My 1913 Roadster was very comfortable, but I can't fit into a 1926 Roadster !
I always heard it said "Never buy a Model T with more brass than your wife can polish"
I bought a 1925.
I love my 1911 touring because of all the things that are "different" about it compared to the late "black era" and the "Improved Models."
I love the riding height and the windshield that is far forward.
I love the horsehair stuffed, diamond tufted leather upholstery and the acetylene powered headlamps.
I love the deep dark blue, especially when people ask me if it is black or blue.
I love not having to fiddle with a "generator third brush" (whatever the hell that is...) or a starter motor. My "Armstrong" starter has not failed me yet.
I love my 1915 runabout because it still has the vertical body lines and the high seat.
I love my 1915 because it has "just enough" brass that can be polished while waiting in the parade line up.
I love my 1915 because there still is no starter or generator to fiddle with. I agree with Chris, those newfangled starter motors and generators just make things complicated.
However, I also love my 1919 touring for all the same reasons as my 1915 with the exception of having to polish the brass. I brought my 1919 home as a basketcase 38 years ago. It is my old standby that I will take anywhere.

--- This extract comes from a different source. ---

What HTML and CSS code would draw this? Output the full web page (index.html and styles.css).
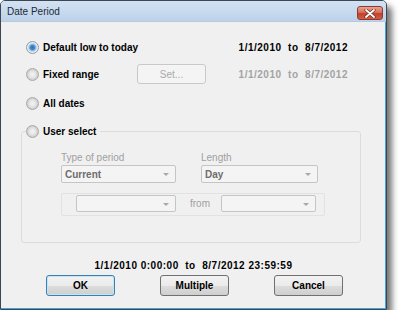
FILE: index.html
```html
<!DOCTYPE html>
<html lang="en">
  <head>
    <meta charset="UTF-8" />
    <meta name="viewport" content="width=device-width, initial-scale=1.0" />
    <link rel="stylesheet" href="styles.css">
  </head>
  <body>
    <div class="window">
      <div class="titlebar">
        <span class="title">Date Period</span>
        <span class="close">
          <svg width="12" height="9" viewBox="0 0 12 9">
            <path d="M2 1 L10 8 M10 1 L2 8" stroke="#6b2a22" stroke-width="3.2" stroke-linecap="round" />
            <path d="M2 1 L10 8 M10 1 L2 8" stroke="#ffffff" stroke-width="1.8" stroke-linecap="round" />
          </svg>
        </span>
      </div>

      <div class="client">
        <div class="row row-first">
          <label class="option"><span class="radio checked"></span>Default low to today</label>
          <span class="range">1/1/2010  to  8/7/2012</span>
        </div>

        <div class="row row-second">
          <label class="option fixed"><span class="radio"></span>Fixed range</label>
          <button class="btn set" disabled>Set...</button>
          <span class="range muted">1/1/2010  to  8/7/2012</span>
        </div>

        <div class="row row-third">
          <label class="option"><span class="radio"></span>All dates</label>
        </div>

        <fieldset class="group">
          <legend class="option"><span class="radio"></span>User select</legend>
          <div class="group-body">
            <div class="fields">
              <div class="field">
                <span class="field-label">Type of period</span>
                <div class="combo period">Current<span class="arrow"></span></div>
              </div>
              <div class="field">
                <span class="field-label">Length</span>
                <div class="combo length">Day<span class="arrow"></span></div>
              </div>
            </div>
            <div class="span-panel">
              <div class="combo start"><span class="arrow"></span></div>
              <span class="from">from</span>
              <div class="combo end"><span class="arrow"></span></div>
            </div>
          </div>
        </fieldset>

        <div class="summary">1/1/2010 0:00:00  to  8/7/2012 23:59:59</div>

        <div class="actions">
          <button class="btn default">OK</button>
          <button class="btn">Multiple</button>
          <button class="btn">Cancel</button>
        </div>
      </div>
    </div>
  </body>
</html>
```

FILE: styles.css
```css
body {
  margin: 0;
  background-color: #ffffff;
  font-family: "Liberation Sans", Arial, sans-serif;
  font-size: 10px;
}

.window {
  width: 387px;
  height: 310px;
  box-sizing: border-box;
  border: 1px solid #3d4752;
  border-radius: 5px 5px 0 0;
  background-color: #f0f0f0;
  box-shadow: inset -1px -1px 0 #3ea6dc, 5px 6px 6px rgba(0, 0, 0, 0.55);
  overflow: hidden;
}

.titlebar {
  height: 20px;
  display: flex;
  align-items: center;
  justify-content: space-between;
  padding: 0 3px 0 6px;
  background: linear-gradient(#d3e2f2, #bcd2ea);
  border-bottom: 1px solid #b7c9dc;
}

.title {
  font-size: 10px;
  color: #1e2a36;
}

.close {
  width: 26px;
  height: 14px;
  margin-top: 4px;
  display: flex;
  align-items: center;
  justify-content: center;
  border: 1px solid #8a3b30;
  border-radius: 3px;
  box-sizing: border-box;
  background: linear-gradient(#e8a493 0%, #d86f58 45%, #c2402b 55%, #d35d43 100%);
}

.client {
  padding-top: 15px;
  height: 288px;
  box-sizing: border-box;
}

.row {
  display: flex;
  align-items: center;
  height: 20px;
  padding: 0 38px 0 25px;
}

.row-second {
  margin-top: 7px;
}

.row-third {
  margin-top: 9px;
}

.option {
  display: flex;
  align-items: center;
  font-weight: bold;
  color: #000000;
}

.option.fixed {
  width: 111px;
}

.radio {
  width: 11px;
  height: 11px;
  margin-right: 4px;
  border: 1px solid #a9a9a9;
  border-radius: 50%;
  background: radial-gradient(circle at 50% 50%, #f4f4f4 0, #e6e6e6 3px, #cdcdcd 5.5px);
  box-sizing: content-box;
}

.radio.checked {
  border-color: #8e9aa6;
  background: radial-gradient(circle at 50% 50%, #2e6eb0 0, #4d8fd0 2.5px, #a9c8e6 3.5px, #e8eef3 5px);
}

.range {
  margin-left: auto;
  font-weight: bold;
  letter-spacing: 0.5px;
  white-space: pre;
  color: #000000;
}

.range.muted {
  color: #a3a3a3;
}

.btn {
  width: 69px;
  height: 21px;
  padding: 0;
  font-family: "Liberation Sans", Arial, sans-serif;
  font-size: 10px;
  font-weight: bold;
  color: #000000;
  border: 1px solid #707070;
  border-radius: 3px;
  background: linear-gradient(#f2f2f2 0%, #ebebeb 50%, #dddddd 51%, #cfcfcf 100%);
}

.btn.default {
  border-color: #3c7fb1;
  box-shadow: inset 0 0 0 1px #c4e5f6;
}

.btn.set {
  height: 20px;
  font-weight: normal;
  color: #a9a9a9;
  border-color: #c9c9c9;
  background: #f4f4f4;
}

.group {
  margin: 8px 0 0 20px;
  padding: 0;
  width: 340px;
  box-sizing: border-box;
  border: 1px solid #dcdcdc;
  border-radius: 3px;
}

.group legend {
  margin-left: 4px;
  padding: 0 4px 0 0;
  height: 20px;
}

.group-body {
  padding: 10px 0 26px 39px;
}

.fields {
  display: flex;
  gap: 25px;
}

.field {
  display: flex;
  flex-direction: column;
}

.field-label {
  line-height: 13px;
  color: #a0a0a0;
}

.combo {
  position: relative;
  height: 18px;
  margin-top: 1px;
  padding-left: 3px;
  box-sizing: border-box;
  display: flex;
  align-items: center;
  font-weight: bold;
  color: #6d6d6d;
  border: 1px solid #c5c5c5;
  border-radius: 2px;
  background-color: #f4f4f4;
}

.combo.period {
  width: 115px;
}

.combo.length {
  width: 117px;
}

.arrow {
  position: absolute;
  right: 6px;
  top: 7px;
  border-left: 3px solid transparent;
  border-right: 3px solid transparent;
  border-top: 3px solid #a8a8a8;
}

.span-panel {
  margin-top: 10px;
  width: 264px;
  height: 23px;
  box-sizing: border-box;
  padding: 1px 0 0 14px;
  display: flex;
  align-items: flex-start;
  border: 1px solid #e2e2e2;
  border-radius: 2px;
}

.span-panel .combo {
  margin-top: 0;
  height: 17px;
}

.combo.start {
  width: 100px;
}

.combo.end {
  width: 95px;
}

.from {
  margin: 0 11px 0 14px;
  line-height: 17px;
  color: #a0a0a0;
}

.summary {
  margin-top: 16px;
  line-height: 13px;
  text-align: center;
  font-weight: bold;
  letter-spacing: 0.5px;
  white-space: pre;
  color: #000000;
}

.actions {
  display: flex;
  gap: 45px;
  margin-top: 3px;
  padding-left: 45px;
}
```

George, I concur wholeheartedly. I've never had an attraction to a car with an ignition switch on the dashboard.
Although the late black era (high radiator, slanted windshield and lower seats) and the Improved Models (1926 & 1927)are still wonderful Model Ts, I prefer the straight body lines of the earlier cars. And none of them have the quirky charms and unique differences as the early brass era cars.
: ^ )
Over the past 35 years I have had a '10, two '11's, a '13, and three 14's. I guess I like the 1914's best of all but deep down I think the black cars from 1917-1922 are some of the most understated and beautiful T's made.